Customer acquisition in this segment is disproportionately driven by editorial content and search, with organic discovery via styled editorial playing a more significant role than in mass-market fashion. Repeat purchase rates among loyalty-tier customers tend to be high; luxury fashion buyers in general exhibit strong brand affinity once trust is established. NET-A-PORTER's EIP programme reflects this - retaining a smaller number of very high-value customers is more economically rational than broad acquisition in a category where customer lifetime value is unusually high.
Promotional cadence is restrained by design. Luxury brands typically restrict discounting, and NET-A-PORTER's sale events follow a predictable seasonal pattern rather than the near-continuous promotional activity seen in mid-market retail. The current spread of 50 deals and a discount range up to 80% reflects end-of-season clearance rather than standard pricing - shoppers expecting year-round heavy discounting will find the model frustrating. Pricing architecture across the category is generally non-negotiable in-season; the sale is the primary legitimate route to meaningful reduction.
About NET-A-PORTER
NET-A-PORTER occupies a very specific niche: it is a luxury fashion retailer that operates entirely online, which is either a bold commitment to its customer base or a quiet acknowledgement that its shoppers own perfectly good laptops and don't need to be in Mayfair to spend four figures on a coat. The inventory spans ready-to-wear, shoes, bags, jewellery, and beauty, with a catalogue that reads like a who's who of high-end labels - Bottega Veneta, Valentino, Celine, Brunello Cucinelli, and several hundred others depending on the season.
Buying here works much like any other e-commerce site, except the packaging is noticeably better than you'd expect and the product photography is genuinely excellent. The editorial content - styled shoots, trend reports, the magazine - is polished enough that it occasionally distracts you from the fact that you've spent twenty minutes looking at a £680 tote. That's partly by design.
What's good: the range is broad and curated simultaneously, which is harder to pull off than it sounds.

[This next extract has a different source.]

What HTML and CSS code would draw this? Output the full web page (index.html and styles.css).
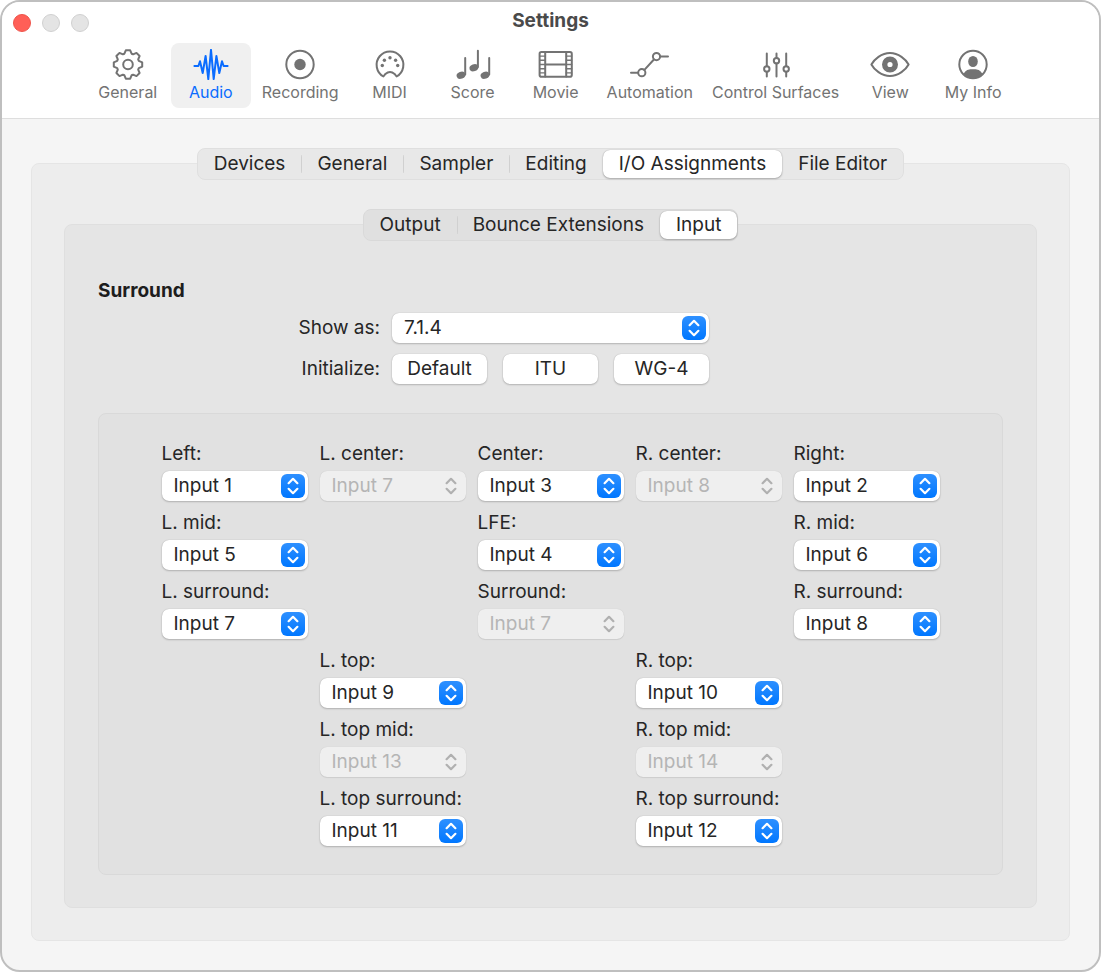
FILE: index.html
```html
<!DOCTYPE html>
<html lang="en">
<head>
    <meta charset="UTF-8">
    <meta name="viewport" content="width=device-width, initial-scale=1.0">
    <title>Settings</title>
    <link rel="stylesheet" href="styles.css">
</head>
<body>

    <!-- Up/down arrows shared by every pop-up menu -->
    <svg class="sprite" aria-hidden="true">
        <symbol id="arrows" viewBox="0 0 24 24">
            <path d="M7.6 9.2 12 4.8l4.4 4.4M7.6 14.8l4.4 4.4 4.4-4.4" fill="none" stroke="currentColor" stroke-width="2.2" stroke-linecap="round" stroke-linejoin="round"/>
        </symbol>
    </svg>

    <div class="window">
        <header class="header">
            <div class="titlebar">
                <div class="lights">
                    <button class="light close" aria-label="Close"></button>
                    <button class="light" aria-label="Minimize" disabled></button>
                    <button class="light" aria-label="Zoom" disabled></button>
                </div>
                <h1>Settings</h1>
            </div>

            <nav class="toolbar">
                <button class="tool">
                    <svg viewBox="-20 -15.5 40 32"><path d="M-3.6-10.8-2.2-14.2H2.2L3.6-10.8 5.1-10.2 8.5-11.6 11.6-8.5 10.2-5.1 10.8-3.6 14.2-2.2V2.2L10.8 3.6 10.2 5.1 11.6 8.5 8.5 11.6 5.1 10.2 3.6 10.8 2.2 14.2H-2.2L-3.6 10.8-5.1 10.2-8.5 11.6-11.6 8.5-10.2 5.1-10.8 3.6-14.2 2.2V-2.2L-10.8-3.6-10.2-5.1-11.6-8.5-8.5-11.6-5.1-10.2Z"/><circle r="4.8"/></svg>
                    General
                </button>
                <button class="tool active">
                    <svg viewBox="-20 -15.5 40 32"><path d="M-16.6 1.5H-12.6L-11-3.2-8.3 8.5-5.4-8.6-2.7 14.6 0-14.6 2.7 14.6 5.4-8.6 8.3 8.5 11-3.2 12.6 1.5H16.6"/></svg>
                    Audio
                </button>
                <button class="tool">
                    <svg viewBox="-20 -15.5 40 32"><circle r="13.7"/><circle class="solid" r="5.7"/></svg>
                    Recording
                </button>
                <button class="tool">
                    <svg viewBox="-20 -15.5 40 32"><path d="M-6.6 12A13.4 13.4 0 1 1 6.6 12L4.6 9.4Q0 5.6-4.6 9.4Z"/><g class="solid"><circle cx="-7.7" cy="1" r="1.7"/><circle cx="-5.6" cy="-4.2" r="1.7"/><circle cy="-6.8" r="1.7"/><circle cx="5.6" cy="-4.2" r="1.7"/><circle cx="7.7" cy="1" r="1.7"/></g></svg>
                    MIDI
                </button>
                <button class="tool">
                    <svg viewBox="-20 -15.5 40 32"><path d="M-7.8-6.5V10M4.9-13.7V2.5M16.2-6.5V10"/><g class="solid"><ellipse cx="-12" cy="10.8" rx="4.5" ry="3.5" transform="rotate(-20 -12 10.8)"/><ellipse cx=".9" cy="3.3" rx="4.5" ry="3.5" transform="rotate(-20 .9 3.3)"/><ellipse cx="12" cy="10.8" rx="4.5" ry="3.5" transform="rotate(-20 12 10.8)"/></g></svg>
                    Score
                </button>
                <button class="tool">
                    <svg viewBox="-20 -15.5 40 32"><rect x="-16.4" y="-12.4" width="32.2" height="24.6" rx="1.8"/><path d="M-10.8-12V12M10.2-12V12M-10.8 0H10.2"/><path class="thin" d="M-16-8.4H-10.8M-16-4.2H-10.8M-16 0H-10.8M-16 4.2H-10.8M-16 8.4H-10.8M10.2-8.4H15.6M10.2-4.2H15.6M10.2 0H15.6M10.2 4.2H15.6M10.2 8.4H15.6"/></svg>
                    Movie
                </button>
                <button class="tool">
                    <svg viewBox="-20 -15.5 40 32"><path d="M-19 8.2H-12M-5.6 5.4 3.9-5M10.4-7.9H18"/><circle cx="-8.2" cy="8.2" r="3.6"/><circle cx="6.5" cy="-7.9" r="3.6"/></svg>
                    Automation
                </button>
                <button class="tool">
                    <svg viewBox="-20 -15.5 40 32"><path d="M-9.2-11V1.7M-9.2 7.2V12M.5-11V-6.6M.5-1V12M10.2-11V1.7M10.2 7.2V12"/><circle cx="-9.2" cy="4.5" r="2.7"/><circle cx=".5" cy="-3.8" r="2.7"/><circle cx="10.2" cy="4.5" r="2.7"/></svg>
                    Control Surfaces
                </button>
                <button class="tool">
                    <svg viewBox="-20 -15.5 40 32"><path d="M-18.6 0C-16-5-8.5-11.6 0-11.6S16-5 18.6 0C16 5 8.5 11.6 0 11.6S-16 5-18.6 0Z"/><circle class="iris" r="5.3"/></svg>
                    View
                </button>
                <button class="tool">
                    <svg viewBox="-20 -15.5 40 32"><circle r="13.7"/><g class="solid"><ellipse cy="-3" rx="4.8" ry="5.5"/><path d="M-9.6 9.6C-6.5 4-2.5 4.8 0 4.8S6.5 4 9.6 9.6A13.6 13.6 0 0 1-9.6 9.6Z"/></g></svg>
                    My Info
                </button>
            </nav>
        </header>

        <main class="content">
            <div class="tabs" role="tablist">
                <button class="tab" role="tab">Devices</button>
                <button class="tab" role="tab">General</button>
                <button class="tab" role="tab">Sampler</button>
                <button class="tab" role="tab">Editing</button>
                <button class="tab selected" role="tab" aria-selected="true">I/O Assignments</button>
                <button class="tab" role="tab">File Editor</button>
            </div>

            <div class="panel outer">
                <div class="tabs" role="tablist">
                    <button class="tab" role="tab">Output</button>
                    <button class="tab" role="tab">Bounce Extensions</button>
                    <button class="tab selected" role="tab" aria-selected="true">Input</button>
                </div>

                <section class="panel inner">
                    <h2>Surround</h2>

                    <div class="form">
                        <label for="show-as">Show as:</label>
                        <div class="popup">
                            <select id="show-as"><option>7.1.4</option></select>
                            <svg><use href="#arrows"/></svg>
                        </div>
                        <span class="form-label" id="init-label">Initialize:</span>
                        <div class="buttons" role="group" aria-labelledby="init-label">
                            <button class="push">Default</button>
                            <button class="push">ITU</button>
                            <button class="push">WG-4</button>
                        </div>
                    </div>

                    <div class="channels">
                        <div class="channel col-1">
                            <label for="left">Left:</label>
                            <div class="popup"><select id="left"><option>Input 1</option></select><svg><use href="#arrows"/></svg></div>
                        </div>
                        <div class="channel col-2">
                            <label for="l-center">L. center:</label>
                            <div class="popup"><select id="l-center" disabled><option>Input 7</option></select><svg><use href="#arrows"/></svg></div>
                        </div>
                        <div class="channel col-3">
                            <label for="center">Center:</label>
                            <div class="popup"><select id="center"><option>Input 3</option></select><svg><use href="#arrows"/></svg></div>
                        </div>
                        <div class="channel col-4">
                            <label for="r-center">R. center:</label>
                            <div class="popup"><select id="r-center" disabled><option>Input 8</option></select><svg><use href="#arrows"/></svg></div>
                        </div>
                        <div class="channel col-5">
                            <label for="right">Right:</label>
                            <div class="popup"><select id="right"><option>Input 2</option></select><svg><use href="#arrows"/></svg></div>
                        </div>

                        <div class="channel col-1">
                            <label for="l-mid">L. mid:</label>
                            <div class="popup"><select id="l-mid"><option>Input 5</option></select><svg><use href="#arrows"/></svg></div>
                        </div>
                        <div class="channel col-3">
                            <label for="lfe">LFE:</label>
                            <div class="popup"><select id="lfe"><option>Input 4</option></select><svg><use href="#arrows"/></svg></div>
                        </div>
                        <div class="channel col-5">
                            <label for="r-mid">R. mid:</label>
                            <div class="popup"><select id="r-mid"><option>Input 6</option></select><svg><use href="#arrows"/></svg></div>
                        </div>

                        <div class="channel col-1">
                            <label for="l-surround">L. surround:</label>
                            <div class="popup"><select id="l-surround"><option>Input 7</option></select><svg><use href="#arrows"/></svg></div>
                        </div>
                        <div class="channel col-3">
                            <label for="surround">Surround:</label>
                            <div class="popup"><select id="surround" disabled><option>Input 7</option></select><svg><use href="#arrows"/></svg></div>
                        </div>
                        <div class="channel col-5">
                            <label for="r-surround">R. surround:</label>
                            <div class="popup"><select id="r-surround"><option>Input 8</option></select><svg><use href="#arrows"/></svg></div>
                        </div>

                        <div class="channel col-2">
                            <label for="l-top">L. top:</label>
                            <div class="popup"><select id="l-top"><option>Input 9</option></select><svg><use href="#arrows"/></svg></div>
                        </div>
                        <div class="channel col-4">
                            <label for="r-top">R. top:</label>
                            <div class="popup"><select id="r-top"><option>Input 10</option></select><svg><use href="#arrows"/></svg></div>
                        </div>

                        <div class="channel col-2">
                            <label for="l-top-mid">L. top mid:</label>
                            <div class="popup"><select id="l-top-mid" disabled><option>Input 13</option></select><svg><use href="#arrows"/></svg></div>
                        </div>
                        <div class="channel col-4">
                            <label for="r-top-mid">R. top mid:</label>
                            <div class="popup"><select id="r-top-mid" disabled><option>Input 14</option></select><svg><use href="#arrows"/></svg></div>
                        </div>

                        <div class="channel col-2">
                            <label for="l-top-surround">L. top surround:</label>
                            <div class="popup"><select id="l-top-surround"><option>Input 11</option></select><svg><use href="#arrows"/></svg></div>
                        </div>
                        <div class="channel col-4">
                            <label for="r-top-surround">R. top surround:</label>
                            <div class="popup"><select id="r-top-surround"><option>Input 12</option></select><svg><use href="#arrows"/></svg></div>
                        </div>
                    </div>
                </section>
            </div>
        </main>
    </div>

</body>
</html>
```

FILE: styles.css
```css
* {
    box-sizing: border-box;
}

body {
    margin: 0;
    background-color: #ffffff;
    color: #262626;
    font-family: Inter, "Liberation Sans", sans-serif;
    font-size: 19px;
    line-height: 24px;
}

button, select {
    font: inherit;
    color: inherit;
    border: none;
    padding: 0;
    background: none;
}

.sprite {
    display: none;
}

.window {
    margin: 0 1px 2px 0;
    border: 2px solid #bfbfbf;
    border-radius: 20px;
    background-color: #f5f5f5;
    overflow: hidden;
}

/* Title bar and toolbar */
.header {
    background-color: #ffffff;
    border-bottom: 1px solid #dedede;
    padding-bottom: 10px;
}

.titlebar {
    display: grid;
    grid-template-columns: 1fr auto 1fr;
    align-items: center;
    height: 41px;
    padding: 0 11px;
}

.lights {
    display: flex;
    gap: 11px;
}

.light {
    width: 18px;
    height: 18px;
    border: 1px solid #d0d0d0;
    border-radius: 50%;
    background-color: #e4e4e4;
}

.close {
    border-color: #ee544b;
    background-color: #ff5f57;
}

h1 {
    margin: 0 0 3px;
    font-size: 19px;
    font-weight: 700;
    color: #4a4a4a;
}

.toolbar {
    display: flex;
    justify-content: center;
    gap: 3px;
}

.tool {
    display: flex;
    flex-direction: column;
    align-items: center;
    min-width: 80px;
    padding: 6px 8px 5px;
    border-radius: 8px;
    font-size: 16px;
    line-height: 22px;
    white-space: nowrap;
    color: #737373;
}

.tool svg {
    width: 40px;
    height: 32px;
    fill: none;
    stroke: currentColor;
    stroke-width: 2;
    stroke-linecap: round;
    stroke-linejoin: round;
}

.tool .solid {
    fill: currentColor;
    stroke: none;
}

.tool .thin {
    stroke-width: 1.4;
}

.tool .iris {
    stroke-width: 5.4;
}

.tool.active {
    background-color: #f0f0f0;
    color: #0a6cff;
}

/* Nested tab panels */
.content {
    padding: 29px;
}

.tabs {
    display: flex;
    width: fit-content;
    margin: 0 auto;
    padding: 1px 0;
    border: 1px solid #dfdfdf;
    border-radius: 8px;
    background-color: #e8e8e8;
    position: relative;
}

.tab {
    height: 28px;
    padding: 0 16px;
    border-radius: 7px;
    white-space: nowrap;
}

/* Hairline between two unselected tabs */
.tab:not(.selected) + .tab:not(.selected) {
    background: linear-gradient(#d0d0d0, #d0d0d0) left center / 1px 18px no-repeat;
}

.tab.selected {
    background-color: #ffffff;
    box-shadow: 0 0 1px rgba(0, 0, 0, 0.3), 0 1px 2px rgba(0, 0, 0, 0.25);
}

.panel {
    margin-top: -17px;
    border: 1px solid #e5e5e5;
    border-radius: 8px;
    background-color: #ededed;
}

.outer {
    padding: 45px 32px 32px;
}

.outer .tabs {
    border-color: #d9d9d9;
    background-color: #e0e0e0;
}

.inner {
    padding: 54px 33px 32px;
    border-color: #dfdfdf;
    background-color: #e5e5e5;
}

h2 {
    margin: 0 0 10px;
    font-size: 19px;
    font-weight: 700;
    color: #1d1d1d;
}

.form {
    display: grid;
    grid-template-columns: 1fr 317px 1fr;
    gap: 11px 12px;
}

.form label,
.form-label {
    grid-column: 1;
    text-align: right;
    line-height: 30px;
}

.buttons {
    display: grid;
    grid-template-columns: repeat(3, 1fr);
    gap: 16px;
}

.push,
.popup select {
    height: 30px;
    border-radius: 7px;
    background-color: #ffffff;
    box-shadow: 0 0 1px rgba(0, 0, 0, 0.25), 0 1px 2px rgba(0, 0, 0, 0.2);
}

/* Pop-up menus */
.popup {
    position: relative;
}

.popup select {
    display: block;
    width: 100%;
    padding: 0 36px 0 12px;
    appearance: none;
}

.popup svg {
    position: absolute;
    top: 3px;
    right: 3px;
    width: 24px;
    height: 24px;
    border-radius: 6px;
    background: linear-gradient(#2e90ff, #0077ff);
    color: #ffffff;
    pointer-events: none;
}

.popup select:disabled {
    background-color: #efefef;
    color: #b5b5b5;
    opacity: 1;
    box-shadow: 0 0 1px rgba(0, 0, 0, 0.15), 0 1px 1px rgba(0, 0, 0, 0.08);
}

.popup select:disabled + svg {
    background: none;
    color: #b0b0b0;
}

/* Speaker grid */
.channels {
    display: grid;
    grid-template-columns: repeat(5, 146px);
    justify-content: center;
    gap: 10px 12px;
    margin-top: 29px;
    padding: 28px 0;
    border: 1px solid #d9d9d9;
    border-radius: 8px;
    background-color: #e1e1e1;
}

.channel {
    display: flex;
    flex-direction: column;
    gap: 5px;
}

.channel label {
    white-space: nowrap;
}

.col-1 { grid-column: 1; }
.col-2 { grid-column: 2; }
.col-3 { grid-column: 3; }
.col-4 { grid-column: 4; }
.col-5 { grid-column: 5; }
```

Search for a specific designer and you'll typically find a solid selection. The site is well-organised, product pages are detailed, and the returns process is generally painless - important when you're ordering luxury goods blind. Delivery can be impressively fast, with same-day and next-day options available in London and certain other areas depending on the order value and tier.
What's less good: the prices are, obviously, high. That's the point. But even on sale, NET-A-PORTER rarely competes with a department store's markdown prices on the same brand - you're paying a premium for the curation and the experience. Customer service, while usually competent, can feel impersonal at this price point. The site occasionally feels better at selling you things than resolving problems with them.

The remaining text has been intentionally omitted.